Anti-seizure medications have also been associated with osteoporosis, in both men and women, Morrell adds.
For people over the age of 65, the danger is the interaction of anti-seizure medication with drugs taken for stroke or Alzheimer's.
"The newer medications seem to be better tolerated and seem to have less drug/drug interactions, which is important for the elderly who are taking other medications," Morrell says. "The older anti-seizure medications also cause side effects in the elderly like dizziness, fatigue, cognitive slowing, and coordination problems."
Morrell says doctors need to pay attention to the type of seizure when prescribing drugs. "For instance, experts say that an older-type drug like carbamazepine is considered the drug of first choice for an adult with partial seizure," she says, adding that lamotrigine "is the choice for partial seizures in women or in an elderly individual."
The consensus guidelines were announced today at a press conference at Columbia Presbyterian Medical Center and will be published in the November/December issue of Epilepsy and Behavior.
"Epilepsy is a complex neurological disease, and it's not so easy to treat, and the best outcome will be achieved by considering all of the treatment options," Morrell says. "We hope that these guidelines will help physicians direct towards particular medications that are likely to be a good choice for an individual patients -- no more 'one size fits all."
These guidelines are not set in stone, adds Dr. Gregory L. Barkley, medical director of the Henry Ford Comprehensive Epilepsy Program in Detroit. "These guidelines were a snapshot in time that reflected current knowledge in October of 2000, which was only six months after the introduction of three new anti-convulsant drugs. And while epilepsy specialists had some exposure to these new drugs, the general neurology community may have had some very limited exposure, and the primary care community probably had none."
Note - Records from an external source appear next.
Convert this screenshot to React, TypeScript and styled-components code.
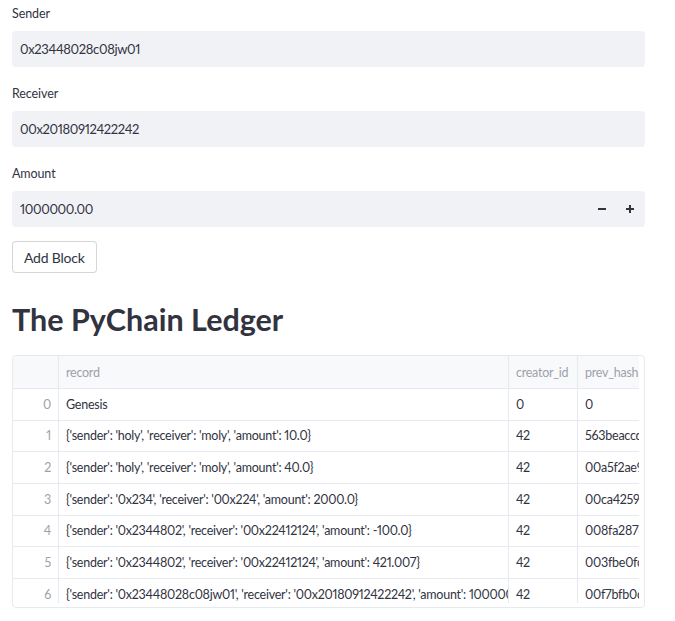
import React from "react";
import styled, { createGlobalStyle } from "styled-components";

const Global = createGlobalStyle`
  html, body { margin: 0; padding: 0; background: #ffffff; }
  body {
    font-family: Lato, "Open Sans", sans-serif;
    color: #31333f;
    -webkit-font-smoothing: antialiased;
    font-variant-numeric: proportional-nums;
  }
`;

const Page = styled.div`
  width: 633px;
  padding: 4px 0 0 12px;
  display: flex;
  flex-direction: column;
`;

const Field = styled.div`
  display: flex;
  flex-direction: column;
  margin-bottom: 17px;
`;

const Label = styled.label`
  font-size: 12.5px;
  letter-spacing: -0.1px;
  line-height: 20px;
  height: 20px;
  margin-bottom: 7px;
  color: #31333f;
`;

const InputBox = styled.div`
  height: 36px;
  background: #f0f2f6;
  border-radius: 4px;
  display: flex;
  align-items: center;
  padding: 0 1px 0 8px;
  font-size: 13px;
  letter-spacing: -0.35px;
  color: #31333f;
`;

const InputText = styled.span`
  flex: 1;
`;

const StepButton = styled.span`
  width: 28px;
  height: 36px;
  display: flex;
  align-items: center;
  justify-content: center;
  color: #31333f;
`;

const Button = styled.button`
  align-self: flex-start;
  height: 32px;
  padding: 0 11px;
  margin-top: -3px;
  border: 1px solid rgba(49, 51, 63, 0.2);
  border-radius: 4px;
  background: #ffffff;
  font-family: inherit;
  font-size: 14px;
  letter-spacing: -0.2px;
  color: #31333f;
`;

const Heading = styled.h1`
  margin: 26px 0 0 0;
  font-size: 30.5px;
  line-height: 40px;
  font-weight: 700;
  color: #31333f;
`;

const TableFrame = styled.div`
  margin-top: 16px;
  width: 633px;
  height: 253px;
  border: 1px solid #e6e9ef;
  border-radius: 4px;
  padding: 0 6px 5px 0;
  box-sizing: border-box;
`;

const Viewport = styled.div`
  width: 626px;
  height: 247px;
  overflow: hidden;
  border-top-left-radius: 4px;
`;

const Grid = styled.div`
  display: grid;
  grid-template-columns: 46px 450px 69px 120px;
  grid-template-rows: 33px;
  grid-auto-rows: 31.67px;
  width: 685px;
  font-size: 12.5px;
  letter-spacing: -0.25px;
`;

const HeadCell = styled.div`
  background: #f8f9fb;
  border-right: 1px solid #e6e9ef;
  border-bottom: 1px solid #e6e9ef;
  color: #9ea1a9;
  padding: 0 7px;
  display: flex;
  align-items: center;
  white-space: nowrap;
  overflow: hidden;
`;

const Cell = styled.div<{ $index?: boolean }>`
  border-right: 1px solid #e6e9ef;
  border-bottom: 1px solid #e6e9ef;
  color: ${(p) => (p.$index ? "#9ea1a9" : "#31333f")};
  padding: 0 7px;
  display: flex;
  align-items: center;
  justify-content: ${(p) => (p.$index ? "flex-end" : "flex-start")};
  white-space: nowrap;
  overflow: hidden;
`;

const Minus = () => (
  <svg width="8" height="8" viewBox="0 0 8 8">
    <rect x="0" y="3" width="8" height="2" fill="#31333f" />
  </svg>
);
const Plus = () => (
  <svg width="8" height="8" viewBox="0 0 8 8">
    <rect x="0" y="3" width="8" height="2" fill="#31333f" />
    <rect x="3" y="0" width="2" height="8" fill="#31333f" />
  </svg>
);

const rows: [string, string, string][] = [
  ["Genesis", "0", "0"],
  ["{'sender': 'holy', 'receiver': 'moly', 'amount': 10.0}", "42", "563beaccd1"],
  ["{'sender': 'holy', 'receiver': 'moly', 'amount': 40.0}", "42", "00a5f2ae9a"],
  ["{'sender': '0x234', 'receiver': '00x224', 'amount': 2000.0}", "42", "00ca4259e1"],
  ["{'sender': '0x2344802', 'receiver': '00x22412124', 'amount': -100.0}", "42", "008fa287d1"],
  ["{'sender': '0x2344802', 'receiver': '00x22412124', 'amount': 421.007}", "42", "003fbe0fce"],
  [
    "{'sender': '0x23448028c08jw01', 'receiver': '00x20180912422242', 'amount': 1000000.0}",
    "42",
    "00f7bfb0d5",
  ],
];

export default function App() {
  return (
    <>
      <Global />
      <Page>
        <Field>
          <Label>Sender</Label>
          <InputBox>
            <InputText>0x23448028c08jw01</InputText>
          </InputBox>
        </Field>
        <Field>
          <Label>Receiver</Label>
          <InputBox>
            <InputText>00x20180912422242</InputText>
          </InputBox>
        </Field>
        <Field>
          <Label>Amount</Label>
          <InputBox>
            <InputText>1000000.00</InputText>
            <StepButton>
              <Minus />
            </StepButton>
            <StepButton>
              <Plus />
            </StepButton>
          </InputBox>
        </Field>
        <Button>Add Block</Button>
        <Heading>The PyChain Ledger</Heading>
        <TableFrame>
          <Viewport>
            <Grid>
              <HeadCell />
              <HeadCell>record</HeadCell>
              <HeadCell>creator_id</HeadCell>
              <HeadCell>prev_hash</HeadCell>
              {rows.map((r, i) => (
                <React.Fragment key={i}>
                  <Cell $index>{i}</Cell>
                  <Cell>{r[0]}</Cell>
                  <Cell>{r[1]}</Cell>
                  <Cell>{r[2]}</Cell>
                </React.Fragment>
              ))}
            </Grid>
          </Viewport>
        </TableFrame>
      </Page>
    </>
  );
}
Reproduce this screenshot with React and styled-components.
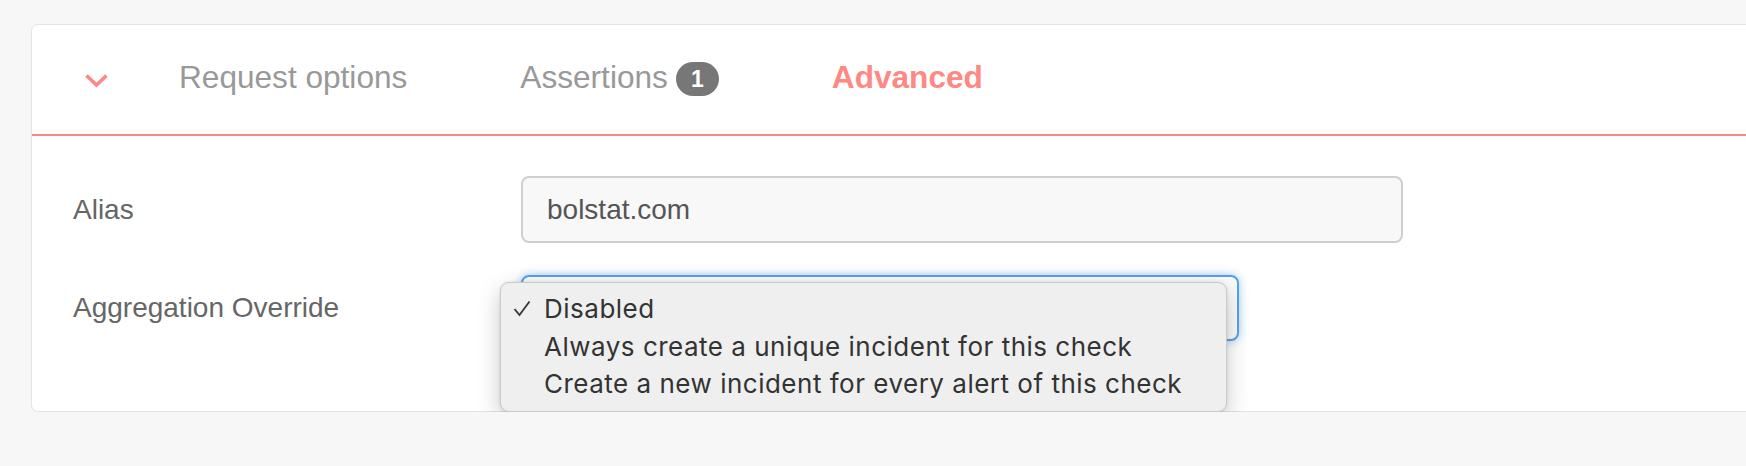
import React from "react";
import styled, { createGlobalStyle } from "styled-components";

const GlobalStyle = createGlobalStyle`
  html, body {
    margin: 0;
    padding: 0;
    background: #f7f7f7;
    overflow: hidden;
  }
  body {
    font-family: "Liberation Sans", Arial, sans-serif;
  }
`;

const tabs = [
  { label: "Request options" },
  { label: "Assertions", badge: 1 },
  { label: "Advanced", active: true },
];

const options = [
  { label: "Disabled", selected: true },
  { label: "Always create a unique incident for this check" },
  { label: "Create a new incident for every alert of this check" },
];

const Chevron = () => (
  <ChevronIcon width="25" height="15" viewBox="0 0 25 15">
    <polyline points="2.5,2.5 12.5,12 22.5,2.5" fill="none" stroke="#ff8884" strokeWidth="3.6" />
  </ChevronIcon>
);

const Check = () => (
  <svg width="18" height="17" viewBox="0 0 18 17">
    <polyline points="1.5,9 6.5,15 16.5,1.5" fill="none" stroke="#3a3a3a" strokeWidth="1.9" />
  </svg>
);

export default function App() {
  return (
    <>
      <GlobalStyle />
      <Card>
        <Header>
          <Chevron />
          <Tabs>
            {tabs.map(tab => (
              <Tab key={tab.label} active={tab.active}>
                {tab.label}
                {tab.badge && <Badge>{tab.badge}</Badge>}
              </Tab>
            ))}
          </Tabs>
        </Header>
        <Body>
          <Row>
            <Label>Alias</Label>
            <Input>bolstat.com</Input>
          </Row>
          <Row>
            <Label>Aggregation Override</Label>
            <SelectWrap>
              <Select>
                <SelectValue>Disabled</SelectValue>
                <SelectArrows width="10" height="18" viewBox="0 0 10 18">
                  <polyline points="1.5,6 5,2 8.5,6" fill="none" stroke="#444" strokeWidth="2" />
                  <polyline points="1.5,12 5,16 8.5,12" fill="none" stroke="#444" strokeWidth="2" />
                </SelectArrows>
              </Select>
              <Menu>
                {options.map(opt => (
                  <MenuItem key={opt.label}>
                    <CheckCol>{opt.selected && <Check />}</CheckCol>
                    {opt.label}
                  </MenuItem>
                ))}
              </Menu>
            </SelectWrap>
          </Row>
        </Body>
      </Card>
    </>
  );
}

const Card = styled.div`
  margin: 24px -20px 0 31px;
  height: 388px;
  box-sizing: border-box;
  background: #fff;
  border: 1px solid #e4e4e4;
  border-radius: 7px;
  box-shadow: 0 1px 2px rgba(0, 0, 0, 0.04);
`;

const Header = styled.div`
  display: flex;
  align-items: center;
  height: 111px;
  box-sizing: border-box;
  padding: 0 0 4px 52px;
  border-bottom: 2px solid #f58987;
`;

const ChevronIcon = styled.svg`
  flex: none;
  margin: 5px 70px 0 0;
`;

const Tabs = styled.div`
  display: flex;
  align-items: center;
  gap: 113px;
`;

const Tab = styled.div`
  display: inline-flex;
  align-items: center;
  font-size: 31.6px;
  line-height: 31px;
  color: ${p => (p.active ? "#ff8884" : "#999")};
  font-weight: ${p => (p.active ? 700 : 400)};
  white-space: nowrap;
`;

const Badge = styled.span`
  display: inline-flex;
  align-items: center;
  justify-content: center;
  width: 43px;
  height: 34px;
  margin: 3px 0 0 8px;
  border-radius: 17px;
  background: #777;
  color: #fff;
  font-size: 23px;
  font-weight: 700;
`;

const Body = styled.div`
  display: flex;
  flex-direction: column;
  gap: 32px;
  padding: 40px 0 0 41px;
`;

const Row = styled.div`
  display: flex;
  align-items: center;
`;

const Label = styled.div`
  width: 448px;
  flex: none;
  font-size: 28px;
  line-height: 32px;
  color: #666;
`;

const Input = styled.div`
  display: flex;
  align-items: center;
  width: 882px;
  height: 67px;
  box-sizing: border-box;
  padding: 0 24px;
  background: #f8f8f8;
  border: 2px solid #cfcfcf;
  border-radius: 8px;
  font-size: 28px;
  color: #555;
`;

const SelectWrap = styled.div`
  position: relative;
`;

const Select = styled.div`
  display: flex;
  align-items: center;
  justify-content: space-between;
  width: 718px;
  height: 66px;
  box-sizing: border-box;
  padding: 0 10px 0 24px;
  background: #fafafa;
  border: 2px solid #5aa1e3;
  border-radius: 8px;
  box-shadow: 0 0 10px rgba(82, 160, 236, 0.55);
  font-size: 28px;
  color: #555;
`;

const SelectValue = styled.span`
  visibility: hidden;
`;

const SelectArrows = styled.svg`
  flex: none;
`;

const Menu = styled.div`
  position: absolute;
  left: -21px;
  top: 7px;
  width: 727px;
  height: 130px;
  box-sizing: border-box;
  padding: 7px 0 0 0;
  background: #efefef;
  border: 1px solid #cacaca;
  border-radius: 9px;
  box-shadow: 0 8px 22px rgba(0, 0, 0, 0.22), 0 0 3px rgba(0, 0, 0, 0.1);
  font-family: Inter, "Noto Sans", sans-serif;
  font-size: 26px;
  letter-spacing: 0.5px;
  color: #333;
`;

const MenuItem = styled.div`
  display: flex;
  align-items: center;
  height: 37.5px;
  padding-left: 12px;
  white-space: nowrap;
`;

const CheckCol = styled.span`
  display: inline-flex;
  width: 31px;
  flex: none;
`;
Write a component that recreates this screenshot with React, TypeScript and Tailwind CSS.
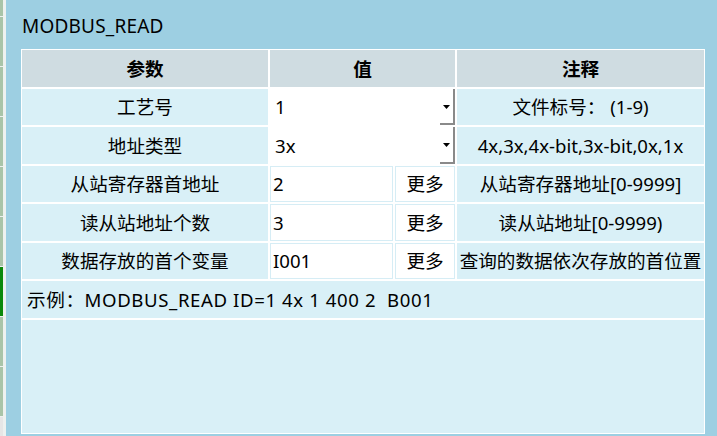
import React from "react";

const font = { fontFamily: '"Noto Sans", "Noto Sans CJK SC", sans-serif' };

function Strip() {
  const blocks = [16, 49, 49, 49, 49, 49, 49, 49, 49];
  return (
    <div className="flex h-full w-[6px] shrink-0 bg-[#eef1ef]">
      <div className="flex w-[3px] flex-col gap-[1px] bg-[#eef1ef]">
        {blocks.map((h, i) => (
          <div
            key={i}
            className={i === 6 ? "shrink-0 bg-[#0b890b]" : "shrink-0 bg-[#a9c4a8]"}
            style={{ height: h }}
          />
        ))}
        <div className="flex-1 bg-[#e6e6e6]" />
      </div>
    </div>
  );
}

function Arrow() {
  return (
    <svg width="7" height="4" viewBox="0 0 7 4" className="absolute right-[5px] top-[16px]">
      <polygon points="0,0 7,0 3.5,4" fill="#000" />
    </svg>
  );
}

function SelectCell({ value }: { value: string }) {
  return (
    <div className="relative col-span-2 flex items-center bg-white pl-[5px]">
      <span>{value}</span>
      <Arrow />
      <div className="absolute right-0 top-0 h-full w-[2px] bg-[#8a8a8a]" />
      <div className="absolute bottom-0 right-0 h-[2px] w-[15px] bg-[#8a8a8a]" />
    </div>
  );
}

function Row({
  label,
  note,
  children,
}: {
  label: string;
  note: string;
  children: React.ReactNode;
}) {
  return (
    <>
      <div className="flex items-center justify-center bg-[#d9f0f7]">{label}</div>
      {children}
      <div className="flex items-center justify-center overflow-visible whitespace-nowrap bg-[#d9f0f7]">
        {note}
      </div>
    </>
  );
}

function InputMore({ value }: { value: string }) {
  return (
    <>
      <div className="flex items-center border border-[#d6edf5] bg-white pl-[2px]">{value}</div>
      <div className="flex items-center justify-center border border-[#d6edf5] bg-white">更多</div>
    </>
  );
}

export default function App() {
  return (
    <div className="flex h-[436px] w-[717px] overflow-hidden text-black" style={font}>
      <Strip />
      <div className="flex flex-1 flex-col bg-[#9dcfe2] pl-[15px]">
        <div className="flex h-[49px] items-center pl-[1px] pt-[3px] text-[19px] tracking-[0.2px]">MODBUS_READ</div>
        <div className="grid h-[385px] w-[684px] grid-cols-[246px_123px_60px_247px] grid-rows-[37px_36px_37px_36px_37px_36px_37px_1fr] gap-[2px] border border-white bg-white text-[18.6px]">
          <div className="flex items-center justify-center bg-[#cfdce1] font-bold">参数</div>
          <div className="col-span-2 flex items-center justify-center bg-[#cfdce1] font-bold">值</div>
          <div className="flex items-center justify-center bg-[#cfdce1] font-bold">注释</div>

          <Row label="工艺号" note="文件标号： (1-9)">
            <SelectCell value="1" />
          </Row>
          <Row label="地址类型" note="4x,3x,4x-bit,3x-bit,0x,1x">
            <SelectCell value="3x" />
          </Row>
          <Row label="从站寄存器首地址" note="从站寄存器地址[0-9999]">
            <InputMore value="2" />
          </Row>
          <Row label="读从站地址个数" note="读从站地址[0-9999)">
            <InputMore value="3" />
          </Row>
          <Row label="数据存放的首个变量" note="查询的数据依次存放的首位置">
            <InputMore value="I001" />
          </Row>

          <div className="col-span-4 flex items-center whitespace-pre bg-[#d9f0f7] pl-[5px] tracking-[0.6px]">
            示例：MODBUS_READ ID=1 4x 1 400 2  B001
          </div>
          <div className="col-span-4 bg-[#d9f0f7]" />
        </div>
      </div>
    </div>
  );
}
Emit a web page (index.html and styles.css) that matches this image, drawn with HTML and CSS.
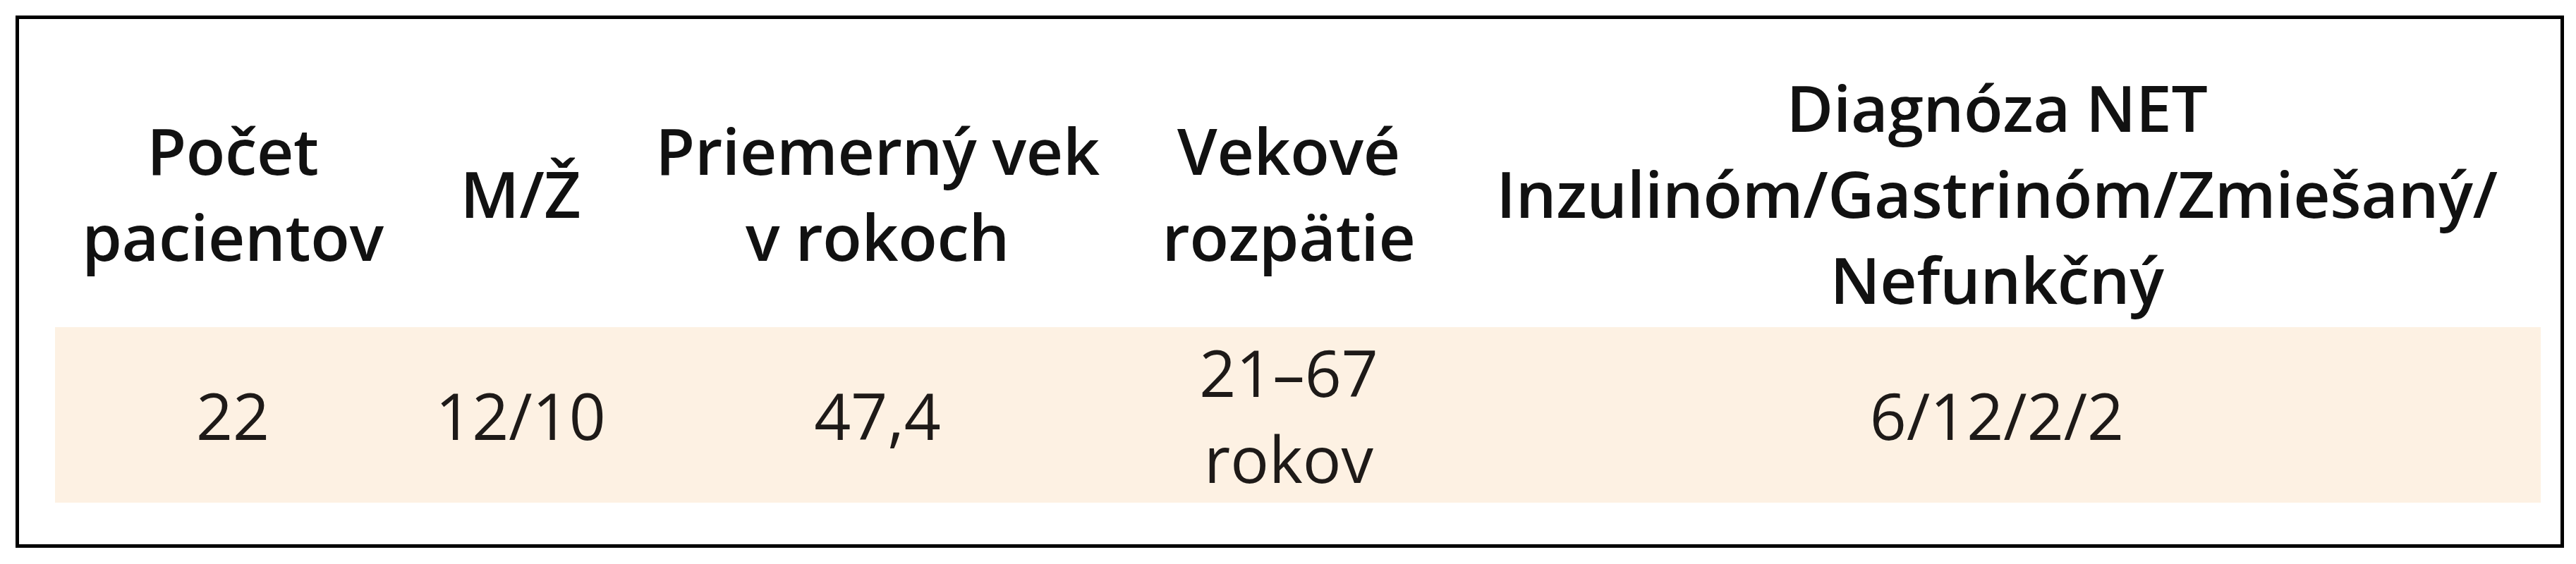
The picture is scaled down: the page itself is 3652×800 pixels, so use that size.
FILE: index.html
```html
<!DOCTYPE html>
<html lang="sk">
<head>
<meta charset="utf-8">
<title>Tabuľka pacientov</title>
<link rel="stylesheet" href="styles.css">
</head>
<body>
<div class="frame">
  <div class="table">
    <div class="row head">
      <div class="cell">Počet<br>pacientov</div>
      <div class="cell">M/Ž</div>
      <div class="cell">Priemerný vek<br>v rokoch</div>
      <div class="cell">Vekové<br>rozpätie</div>
      <div class="cell">Diagnóza NET<br>Inzulinóm/Gastrinóm/Zmiešaný/<br>Nefunkčný</div>
    </div>
    <div class="row data">
      <div class="cell">22</div>
      <div class="cell">12/10</div>
      <div class="cell">47,4</div>
      <div class="cell">21–67<br>rokov</div>
      <div class="cell">6/12/2/2</div>
    </div>
  </div>
</div>
</body>
</html>
```
FILE: styles.css
```css
html, body {
  margin: 0;
  padding: 0;
  background: #ffffff;
}

body {
  font-family: "Open Sans", "Noto Sans", "Liberation Sans", sans-serif;
}

.frame {
  box-sizing: border-box;
  margin: 22px 17px 0 22px;
  height: 755px;
  border: 5px solid #000000;
  padding: 64px 28px 0 51px;
}

.row {
  display: grid;
  grid-template-columns: 504px 312px 700px 466px 1542px;
  align-items: center;
}

.cell {
  text-align: center;
  white-space: nowrap;
  font-size: 91px;
  line-height: 122px;
}

.head {
  height: 366px;
  padding-bottom: 7px;
  color: #111111;
  font-weight: 600;
  letter-spacing: -0.02em;
  word-spacing: -0.08em;
}

.data {
  height: 249px;
  background: #fdf1e3;
  color: #1e1a18;
  font-weight: 400;
}
```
"So these guidelines will certainly continue to evolve," Barkley says. "I'm sure some of the responses [on the treatment survey] to some of these newer drugs would be different today because some of these newer drugs are emerging as preferred drugs in certain circumstances."
What To Do
Talk to your doctor if you have this illness, and find out if she is familiar with the new guidelines and the newer drugs.